Start of COLLECTED DATA

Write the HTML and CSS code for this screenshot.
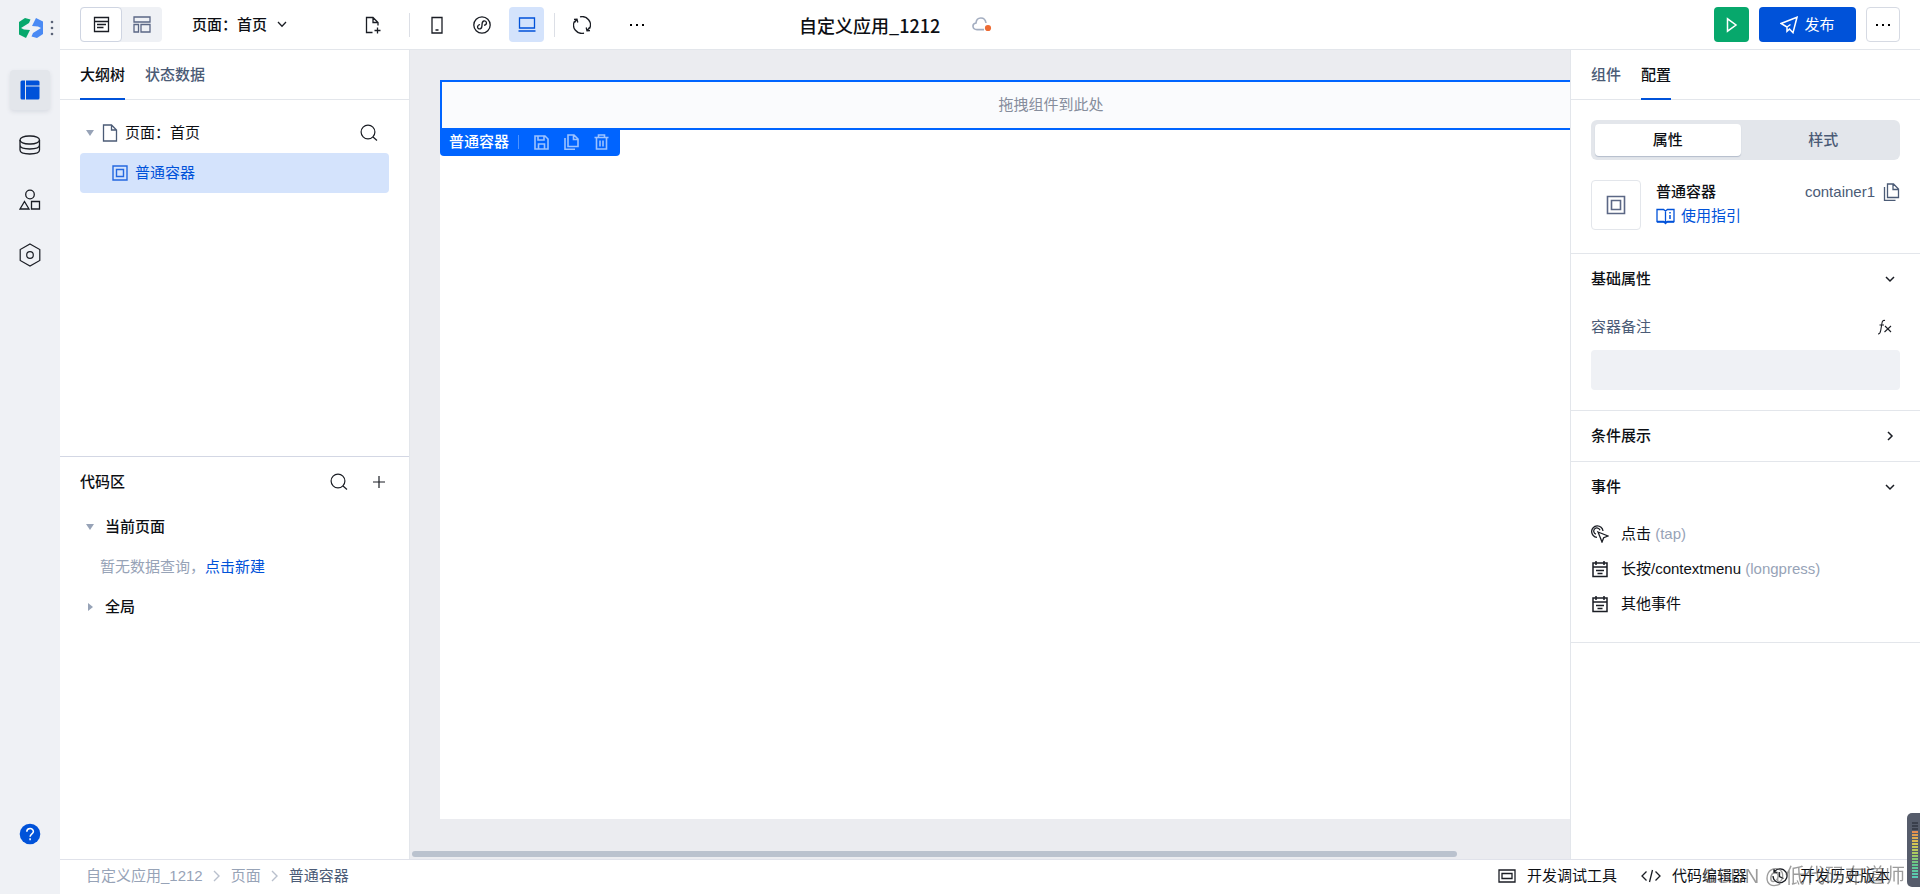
FILE: index.html
```html
<!DOCTYPE html>
<html lang="zh-CN">
<head>
<meta charset="utf-8">
<title>自定义应用_1212</title>
<link rel="stylesheet" href="styles.css">
</head>
<body>
<div class="app">
  <nav class="rail" aria-label="主导航">
    <div class="rail-logo">
      <svg class="logo" width="24" height="20" viewBox="0 0 24 20">
        <path fill="#07a86c" d="M0 4 6 0l5.500 1.500L10 5 2 10l3 1.500 6 .5L7 20l-7-3.500z"/>
        <path fill="#4a8af4" d="m24 16-6 4-5.500-1.500L14 15l8-5-3-1.500-6-.5L17 0l7 3.500z"/>
      </svg>
      <svg width="4" height="16" viewBox="0 0 4 16" fill="#5b6478"><circle cx="2" cy="2" r="1.300"/><circle cx="2" cy="8" r="1.300"/><circle cx="2" cy="14" r="1.300"/></svg>
    </div>
    <button class="rail-btn rail-active" aria-label="页面设计">
      <svg width="20" height="20" viewBox="0 0 20 20" fill="#0052d9"><path d="M2 .5h3V19.500H2A1.500 1.500 0 0 1 .5 18V2A1.500 1.500 0 0 1 2 .5zM6 .5h12A1.500 1.500 0 0 1 19.500 2v3.500H6zM6 6.500h13.500V18a1.500 1.500 0 0 1-1.500 1.500H6z"/></svg>
    </button>
    <button class="rail-btn" aria-label="数据源">
      <svg class="ln" width="22" height="20" viewBox="0 0 22 20"><rect x="1" y="1" width="19.500" height="8" rx="9" ry="4"/><path d="M1 5v10c0 5.300 19.500 5.300 19.500 0V5M1 10c0 5.300 19.500 5.300 19.500 0"/></svg>
    </button>
    <button class="rail-btn" aria-label="组件库">
      <svg class="ln" width="22" height="22" viewBox="0 0 22 22"><circle cx="11" cy="5.500" r="4.300"/><path d="M5.500 12.500 10 20H1zM12.500 12.500h8V20h-8z"/></svg>
    </button>
    <button class="rail-btn" aria-label="设置">
      <svg class="ln thin" width="22" height="24" viewBox="0 0 22 24"><path d="m11 1 9.800 5.500v11L11 23l-9.800-5.500v-11z"/><circle cx="11" cy="12" r="3.300"/></svg>
    </button>
    <button class="help" aria-label="帮助">
      <svg width="22" height="22" viewBox="0 0 22 22"><circle cx="11" cy="11" r="10.300" fill="#0052d9"/><path d="M7.800 8.800c0-4.200 6.600-4.200 6.600-.3 0 2.400-3.300 2.300-3.300 5.200M11.100 15.300v2" fill="none" stroke="#fff" stroke-width="1.500"/></svg>
    </button>
  </nav>

  <div class="main">
    <header class="topbar">
      <div class="mode">
        <button class="mode-btn mode-on" aria-label="页面"><svg class="ln" width="17" height="17" viewBox="0 0 17 17"><path d="M1.500 1.500h14v14h-14zM1.500 5.500h14M4 8.500h9M4 11.500h6.500"/></svg></button>
        <button class="mode-btn" aria-label="布局"><svg class="ln muted" width="18" height="17" viewBox="0 0 18 17"><path d="M1 1h16v5H1zM1 8.500h4.500V16H1zM8 8.500h9V16H8z"/></svg></button>
      </div>
      <button class="page-pick">页面：首页 <svg class="ln" width="10" height="7" viewBox="0 0 10 7"><path d="m1 1 4 4.200L9 1"/></svg></button>
      <div class="tools">
        <button class="tool tool-new" aria-label="新建页面"><svg class="ln" width="17" height="18" viewBox="0 0 17 18"><path d="M7.500 16.500h-6v-15h6.500l5 5V9.500M8 1.500v5h5M12.500 11.500v6M9.500 14.500h6"/></svg></button>
        <span class="rule"></span>
        <button class="tool" aria-label="手机"><svg class="ln" width="12" height="18" viewBox="0 0 12 18"><path d="M1 1.500h10v15.500H1zM4.500 14h3"/></svg></button>
        <button class="tool" aria-label="小程序"><svg class="ln" width="18" height="18" viewBox="0 0 18 18"><circle cx="9" cy="9" r="8.200"/><path d="M7 8.500c-4 1.200-2.500 5 .2 4.400C9 12.500 9 11 9 9s0-3.500 1.800-4c2.700-.6 4.200 3.200.2 4.400"/></svg></button>
        <button class="tool tool-on" aria-label="电脑"><svg width="18" height="15" viewBox="0 0 18 15" fill="none" stroke="#0052d9" stroke-width="1.300"><path d="M1.500 1h15v10h-15zM.5 14h17"/></svg></button>
        <span class="rule"></span>
        <button class="tool tool-turn" aria-label="刷新"><svg class="ln" width="18" height="18" viewBox="0 0 18 18"><path d="M7 .9a8.300 8.300 0 0 1 9.500 11.800M11 17.100A8.300 8.300 0 0 1 1.500 5.300M1 3.500l3-.3.800 3.300M17 14.500l-3 .3-.8-3.300M4 3.200 1.500 6.500M14 14.800l2.500-3.300"/></svg></button>
        <button class="tool" aria-label="更多"><svg width="16" height="4" viewBox="0 0 16 4"><path d="M1 1h2v2H1zM7 1h2v2H7zM13 1h2v2h-2z"/></svg></button>
      </div>
      <h1 class="app-name">自定义应用_1212</h1>
      <svg class="cloud" width="20" height="15" viewBox="0 0 20 15"><path d="M12 12.600H5C0 12.600-.3 6.500 4 6 4.500-.5 13-.8 14 6" fill="none" stroke="#a3adc0" stroke-width="1.600"/><circle cx="16" cy="11" r="3.100" fill="#ed6c35"/></svg>
      <div class="actions">
        <button class="play" aria-label="预览"><svg width="12" height="16" viewBox="0 0 12 16" fill="none" stroke="#fff" stroke-width="1.500"><path d="M1.500 1.800v12.400L10 8z"/></svg></button>
        <button class="publish"><svg width="18" height="18" viewBox="0 0 18 18" fill="none" stroke="#fff" stroke-width="1.500"><path d="m1 7.500 16-6.200-4 15.400L9.500 13l-2.500 2.300V11zM7 11l3.500-2.500"/></svg>发布</button>
        <button class="more" aria-label="更多操作"><svg width="16" height="4" viewBox="0 0 16 4"><path d="M1 1h2v2H1zM7 1h2v2H7zM13 1h2v2h-2z"/></svg></button>
      </div>
    </header>

    <div class="work">
      <aside class="side">
        <section class="outline">
          <div class="tabs"><button class="tab tab-on">大纲树</button><button class="tab">状态数据</button></div>
          <div class="tree">
            <div class="tree-row">
              <svg class="caret" width="8" height="6" viewBox="0 0 8 6"><path d="M0 0h8L4 6z"/></svg>
              <svg class="ln file" width="16" height="18" viewBox="0 0 16 18"><path d="M1.500 1h8l5 5v11h-13zM9.500 1v5h5"/></svg>
              <span class="grow">页面：首页</span>
              <button class="icon-btn" aria-label="搜索"><svg class="ln thin" width="18" height="18" viewBox="0 0 18 18"><circle cx="8" cy="8" r="6.900"/><path d="m13 13 4 3.500"/></svg></button>
            </div>
            <div class="tree-row picked">
              <svg width="16" height="16" viewBox="0 0 16 16" fill="none" stroke="#2468e0" stroke-width="1.400"><path d="M1 1h14v14H1zM4.500 4.500h7v7h-7z"/></svg>
              <span>普通容器</span>
            </div>
          </div>
        </section>
        <section class="code">
          <div class="code-head">
            <h2 class="heading grow">代码区</h2>
            <button class="icon-btn" aria-label="搜索代码"><svg class="ln thin" width="18" height="18" viewBox="0 0 18 18"><circle cx="8" cy="8" r="6.900"/><path d="m13 13 4 3.500"/></svg></button>
            <button class="icon-btn" aria-label="新增"><svg class="ln thin" width="12" height="12" viewBox="0 0 12 12"><path d="M6 0v12M0 6h12"/></svg></button>
          </div>
          <div class="code-row"><svg class="caret" width="8" height="6" viewBox="0 0 8 6"><path d="M0 0h8L4 6z"/></svg><h3 class="heading">当前页面</h3></div>
          <p class="empty">暂无数据查询，<a class="link" href="#new">点击新建</a></p>
          <div class="code-row"><svg class="caret" width="8" height="8" viewBox="0 0 8 8"><path d="M2 0v8l5-4z"/></svg><h3 class="heading">全局</h3></div>
        </section>
      </aside>

      <main class="canvas">
        <div class="stage">
          <div class="slot">拖拽组件到此处
            <div class="slot-bar">
              <span class="slot-name">普通容器</span>
              <button class="slot-btn" aria-label="保存"><svg width="15" height="15" viewBox="0 0 15 15"><path d="M1 1h10l3 3v10H1zM4 1v4h6V1M4.500 14V9h6v5"/></svg></button>
              <button class="slot-btn" aria-label="复制"><svg width="15" height="16" viewBox="0 0 15 16"><path d="M4 1h6l4 4v7.500H4zM9.500 1v4.500H14M1 4v11.200h10"/></svg></button>
              <button class="slot-btn" aria-label="删除"><svg width="15" height="16" viewBox="0 0 15 16"><path d="M.5 3.500h14M4.500 3V1h6v2M2.500 4v11h10V4M6 6.500v6M9 6.500v6"/></svg></button>
            </div>
          </div>
        </div>
        <div class="scroll"></div>
      </main>

      <aside class="props">
        <div class="tabs"><button class="tab">组件</button><button class="tab tab-on">配置</button></div>
        <section class="summary">
          <div class="switch"><button class="switch-btn switch-on">属性</button><button class="switch-btn">样式</button></div>
          <div class="ident">
            <div class="thumb"><svg width="20" height="20" viewBox="0 0 20 20" fill="none" stroke="#5b6785" stroke-width="1.600"><path d="M1.500 1.500h17v17h-17zM5.500 5.500h9v9h-9z"/></svg></div>
            <div class="grow">
              <h2 class="heading ident-line">普通容器</h2>
              <a class="link ident-line" href="#guide"><svg width="19" height="17" viewBox="0 0 19 17" fill="none" stroke="#0052d9" stroke-width="1.300"><path d="M9.500 3v11M1 1.500h6.500l2 1.500 2-1.500H18v12h-6.500l-2 2-2-2H1z"/><path d="M14 7v4M14 4v1.500M1 14h17" stroke-width="1.500"/></svg>使用指引</a>
            </div>
            <div class="ident-id">container1 <button class="icon-btn" aria-label="复制标识"><svg width="17" height="18" viewBox="0 0 17 18" fill="none" stroke="#4b5b76" stroke-width="1.300"><path d="M4.500 1h6l5 5v8.500h-11zM10 1v5.500h5.500M1.500 4v13.300h11"/></svg></button></div>
          </div>
        </section>
        <section class="group">
          <button class="group-head">基础属性<svg class="ln bold" width="10" height="10" viewBox="0 0 10 10"><path d="m1 3 4 4 4-4"/></svg></button>
          <div class="field">
            <label for="note" class="grow">容器备注</label>
            <button class="icon-btn" aria-label="表达式"><svg class="ln fx" width="16" height="16" viewBox="0 0 16 16"><path d="M1 15c2 0 2.300-1 2.700-3.500l1.200-7C5.300 2 6 1 8 1.500M2.500 6H7M8 7l6 6M14 7l-6.500 6"/></svg></button>
          </div>
          <input id="note" class="input" type="text">
        </section>
        <section class="group"><button class="group-head">条件展示<svg class="ln bold" width="10" height="10" viewBox="0 0 10 10"><path d="m3 1 4 4-4 4"/></svg></button></section>
        <section class="group">
          <button class="group-head">事件<svg class="ln bold" width="10" height="10" viewBox="0 0 10 10"><path d="m1 3 4 4 4-4"/></svg></button>
          <ul class="events">
            <li><button class="event"><svg class="ln" width="18" height="18" viewBox="0 0 18 18"><path d="m7 7 10 4-4.300 1.700L11 17z"/><path d="M12 6A5.700 5.700 0 1 0 6 12.300M9 5.200a3.200 3.200 0 1 0-4 4"/></svg><span>点击 <span class="dim">(tap)</span></span></button></li>
            <li><button class="event"><svg class="ln cal" width="18" height="18" viewBox="0 0 18 18"><path d="M2 3h14v13.500H2zM2 7h14M5 1v4M13 1v4M5 10.500h8M6.500 13.500h5"/></svg><span>长按/contextmenu <span class="dim">(longpress)</span></span></button></li>
            <li><button class="event"><svg class="ln cal" width="18" height="18" viewBox="0 0 18 18"><path d="M2 3h14v13.500H2zM2 7h14M5 1v4M13 1v4M5 10.500h8M6.500 13.500h5"/></svg><span>其他事件</span></button></li>
          </ul>
        </section>
      </aside>
    </div>

    <footer class="foot">
      <nav class="crumbs" aria-label="路径">
        <span>自定义应用_1212</span>
        <svg width="8" height="12" viewBox="0 0 8 12"><path d="m1 1 5 5-5 5"/></svg>
        <span>页面</span>
        <svg width="8" height="12" viewBox="0 0 8 12"><path d="m1 1 5 5-5 5"/></svg>
        <span class="here">普通容器</span>
      </nav>
      <div class="foot-tools">
        <button class="foot-btn"><svg class="ln" width="18" height="14" viewBox="0 0 18 14"><path d="M1 1h16v12H1zM4 4.500h10v5H4z"/></svg>开发调试工具</button>
        <button class="foot-btn"><svg class="ln" width="20" height="14" viewBox="0 0 20 14"><path d="M5.500 2.500 1 7l4.500 4.500M14.500 2.500 19 7l-4.500 4.500M11.500 1l-3 12"/></svg>代码编辑器</button>
        <button class="foot-btn"><svg class="ln" width="18" height="16" viewBox="0 0 18 16"><path d="M3.500 3.500A7 7 0 1 1 2 8M3 1v3.500h3.500M8.500 4v4.500l4 2"/></svg>开发历史版本</button>
      </div>
    </footer>
  </div>
</div>
<div class="watermark">CSDN @低代码布道师</div>
<div class="meter"><span class="meter-bars"></span></div>
</body>
</html>
```
FILE: styles.css
```css
* { box-sizing: border-box; }
body {
  margin: 0;
  color: #0d0f14;
  font: 15px/20px "Liberation Sans", "Noto Sans CJK SC", sans-serif;
  background: #fff;
}
button { font: inherit; color: inherit; border: 0; padding: 0; background: none; cursor: pointer; }
h1, h2, h3, p, ul { margin: 0; padding: 0; list-style: none; }
svg { display: block; flex: none; }
a { text-decoration: none; }
.ln { fill: none; stroke: #1a1d24; stroke-width: 1.3; }
.muted { stroke: #5b6785; }
.thin { stroke-width: 1.2; }
.bold { stroke-width: 1.5; }
.fx { stroke-width: 1.1; }
.grow { flex: 1; }
.heading { font-size: 15px; font-weight: 500; line-height: 20px; }
.link { color: #0052d9; }
.icon-btn { display: flex; align-items: center; justify-content: center; min-width: 18px; }

.app { display: flex; height: 100vh; overflow: hidden; }
.rail {
  display: flex; flex-direction: column; align-items: center; gap: 15px;
  width: 60px; flex: none; padding: 15px 0 49px; background: #eff1f5;
}
.rail-logo { display: flex; align-items: center; align-self: flex-end; gap: 7px; height: 25px; margin: 0 6px 15px 0; }
.rail-btn { display: flex; align-items: center; justify-content: center; width: 40px; height: 40px; border-radius: 4px; }
.rail-active { background: #e3e6eb; box-shadow: 0 2px 4px #d9dce3; }
.help { margin-top: auto; }

.main { display: flex; flex-direction: column; flex: 1; min-width: 0; }
.topbar { display: flex; align-items: center; flex: none; height: 50px; padding: 0 20px; border-bottom: 1px solid #e3e6eb; }
.mode { display: flex; background: #eff1f5; border-radius: 4px; }
.mode-btn { display: flex; align-items: center; justify-content: center; width: 40px; height: 35px; }
.mode-on { width: 42px; background: #fff; border: 1px solid #cfd5e2; border-radius: 4px; }
.page-pick { display: flex; align-items: center; gap: 10px; margin-left: 30px; font-weight: 500; }
.tools { display: flex; align-items: center; gap: 10px; margin-left: 69px; }
.tool { display: flex; align-items: center; justify-content: center; width: 35px; height: 35px; border-radius: 4px; }
.tool:last-child { margin-left: 10px; }
.tool-new { margin-right: 8px; }
.tool-on { background: #d4e3fc; }
.rule { width: 1px; height: 24px; background: #dcdfe6; }
.rule + .tool { margin-left: -1px; }
.app-name { margin-left: 145px; font: 500 18px/24px "Noto Sans CJK SC", sans-serif; }
.cloud { margin-left: 32px; }
.actions { display: flex; gap: 10px; margin-left: auto; }
.play, .publish, .more { display: flex; align-items: center; justify-content: center; gap: 6px; height: 35px; border-radius: 4px; }
.play { width: 35px; background: #07a86c; }
.publish { width: 97px; color: #fff; background: #0052d9; }
.more { width: 34px; border: 1px solid #d6dae3; }

.work { display: flex; flex: 1; min-height: 0; }
.side { display: flex; flex-direction: column; width: 350px; flex: none; border-right: 1px solid #e3e6eb; }
.tabs { display: flex; gap: 20px; height: 50px; padding: 0 20px; border-bottom: 1px solid #e3e6eb; }
.tab { height: 50px; border-top: 2px solid transparent; border-bottom: 2px solid transparent; color: #4b5b76; font-weight: 500; }
.tab-on { color: #0d0f14; border-bottom-color: #0052d9; }
.outline { flex: 1; }
.tree { padding: 12px 20px; }
.tree-row { display: flex; align-items: center; height: 41px; padding: 0 11px 0 6px; }
.caret { fill: #97a3b7; }
.file { margin: 0 7px 0 8px; stroke: #4b5b76; }
.picked { gap: 7px; height: 40px; padding-left: 32px; color: #0052d9; background: #d4e3fc; border-radius: 4px; }
.code { height: 50%; margin-bottom: -1px; border-top: 1px solid #d3d7e4; }
.code-head { display: flex; align-items: center; gap: 22px; height: 50px; padding: 0 21px 0 20px; }
.code-row { display: flex; align-items: center; gap: 11px; height: 40px; padding-left: 26px; }
.empty { padding: 10px 0 10px 40px; color: #97a3b7; }

.canvas { display: flex; flex-direction: column; flex: 1; min-width: 0; padding: 30px 0 2px 30px; overflow: hidden; background: #ebecf0; }
.stage { flex: 1; width: 1222px; margin-bottom: 32px; background: #fff; }
.slot { position: relative; height: 50px; border: 2px solid #0064ff; color: #868d9c; line-height: 46px; text-align: center; background: #fafbfd; }
.slot-bar {
  position: absolute; top: 46px; left: -2px; display: flex; align-items: center; gap: 15px;
  width: 180px; height: 28px; padding-left: 9px; color: #fff; background: #0064ff; border-radius: 0 0 4px 4px;
}
.slot-name { width: 70px; border-right: 1px solid #4d93ff; font-weight: 500; line-height: 14px; text-align: left; }
.slot-btn svg { fill: none; stroke: #9cc2ff; stroke-width: 1.6; }
.scroll { width: 92.5%; height: 6px; margin-left: -28px; border-radius: 3px; background: #bac2ce; }

.props { width: 350px; flex: none; border-left: 1px solid #e3e6eb; }
.summary { padding: 20px 20px 23px; }
.switch { display: flex; gap: 10px; height: 40px; padding: 4px; background: #e3e6eb; border-radius: 6px; }
.switch-btn { flex: 1; color: #4b5b76; font-weight: 500; border-radius: 4px; }
.switch-on { color: #0d0f14; background: #fff; box-shadow: 0 1px 1px #b3bccb; }
.ident { display: flex; gap: 15px; margin-top: 20px; }
.thumb { display: flex; align-items: center; justify-content: center; width: 50px; height: 50px; border: 1px solid #e3e6eb; border-radius: 4px; }
.ident-line { display: flex; align-items: center; gap: 6px; height: 24px; line-height: 24px; }
.ident-id { display: flex; align-items: center; gap: 7px; height: 24px; color: #4b5b76; }
.group { padding: 0 20px; border-top: 1px solid #e3e6eb; }
.group:last-child { border-bottom: 1px solid #e3e6eb; }
.group-head { display: flex; align-items: center; justify-content: space-between; width: 100%; height: 50px; padding-right: 5px; font-weight: 500; }
.field { display: flex; align-items: center; height: 46px; padding-right: 6px; color: #4b5b76; }
.input { display: block; width: 100%; height: 40px; margin-bottom: 20px; padding: 0 10px; border: 0; border-radius: 4px; font: inherit; background: #eff1f5; }
.events { padding: 4px 0 21px; }
.event { display: flex; align-items: center; gap: 12px; height: 35px; text-align: left; }
.cal { stroke-width: 1.5; }
.dim { color: #97a3b7; }

.foot { display: flex; align-items: center; justify-content: space-between; flex: none; height: 35px; padding: 0 30px 2px 26px; border-top: 1px solid #e0e2ea; }
.crumbs { display: flex; align-items: center; gap: 10px; color: #97a3b7; }
.crumbs svg { fill: none; stroke: #b9c0cd; stroke-width: 1.4; }
.here { color: #4b5b76; }
.foot-tools { display: flex; gap: 24px; }
.foot-btn { display: flex; align-items: center; gap: 11px; }
.watermark { position: fixed; right: 15px; bottom: 6px; color: rgba(90, 90, 90, .6); font-size: 20px; line-height: 24px; pointer-events: none; }
.meter { position: fixed; right: 0; bottom: 7px; width: 13px; height: 74px; padding: 8px 2px 8px 5px; border-radius: 5px 0 0 5px; background: #565c6b; }
.meter-bars {
  display: block; height: 100%;
  background: repeating-linear-gradient(#565c6b 0 1px, transparent 1px 3px), linear-gradient(#3a3f4c 0 17%, #e88b50 18%, #d9c552 38%, #a5cb62 58%, #62c78c 75%, #58cdbb);
}
```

End of COLLECTED DATA

## [WHAT TO WORK ON]
Count how many lines of the listing above include "code" and report that number alone.

## [SOLUTION TO THIS EXERCISE]
8